In fact, as each year goes by, the deals seem to start earlier and end later.

Now, call me old-fashioned, but I still happen to think that a sale is a good thing, even if it's become more and more fashionable to look down upon "consumerism".

Leave it to the socialists to complain about businesses dropping their prices, for once, rather than complaining about raising them!

Of course, here at the Alberta Institute, we're proud capitalists.

We have no problem at all with a little consumerism now and again, because we believe in the power of free markets.

We know that in a truly free market, all transactions are voluntary transactions that only take place between a willing buyer and a willing seller, who come together and agree on a price - and who both mutually benefit from the transaction.

We understand that, by definition, that means that the very act of buying and selling something freely creates value, and improves our economy, because the trade would only take place if the buyer values the product they're receiving more than the money they're paying, and the seller values the money they're receiving more than the product they're providing.

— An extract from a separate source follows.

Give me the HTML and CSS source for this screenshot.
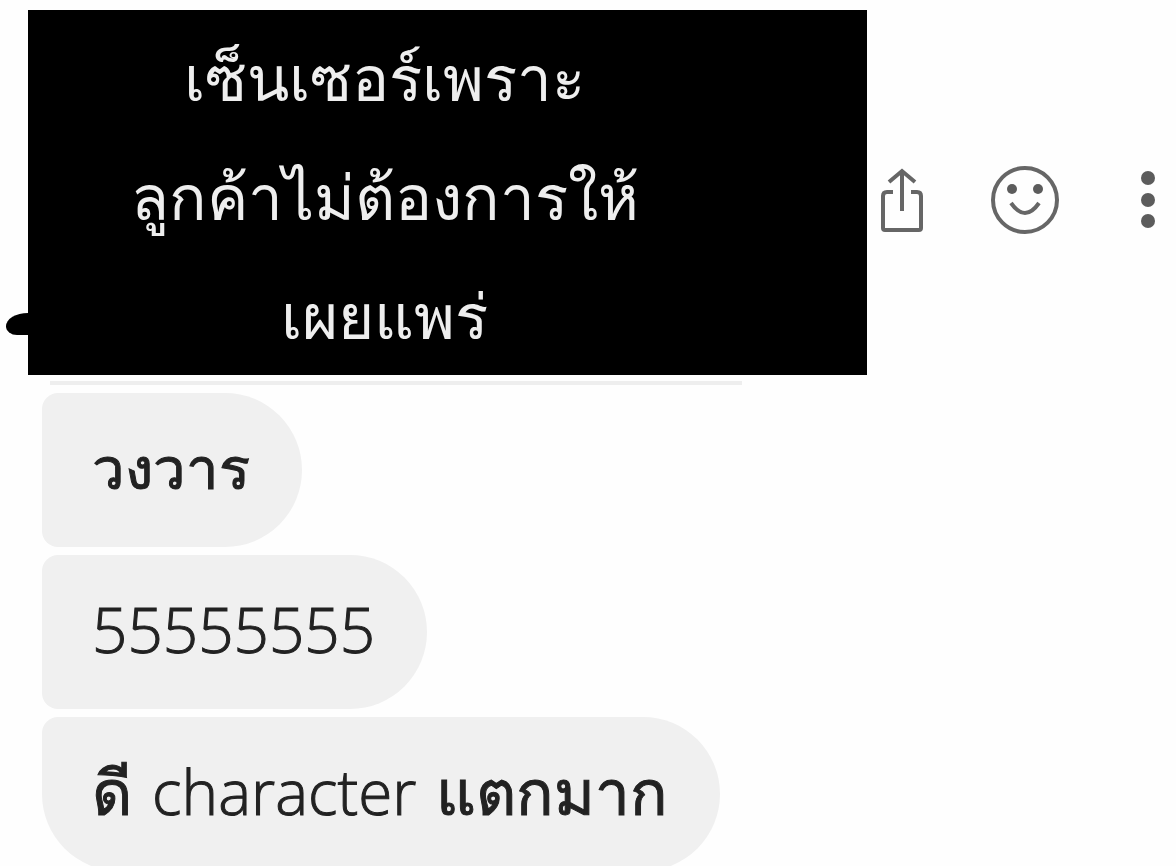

We also realize that it is a lack of understanding of this key fact that lies at the heart of the fallacies that most anti-capitalists believe in.

They are perfectly happy to have the government step in and force someone to buy or sell something they don't want to, at a price they don't think is worth it, so to them, trade is a destructive force, where only one person wins at the expense of another.

That's why they think that the only way an economy can grow is through exploitation, either of people or of resources.

We know, instead, that an economy can grow from specialization, innovation, trade, finding efficiencies, or new production methods.

That's why we don't think engaging in voluntary trade, freedom of contract, or exchange is something to feel guilty about whether you're doing it on a Friday, a Monday, or any other day of the week.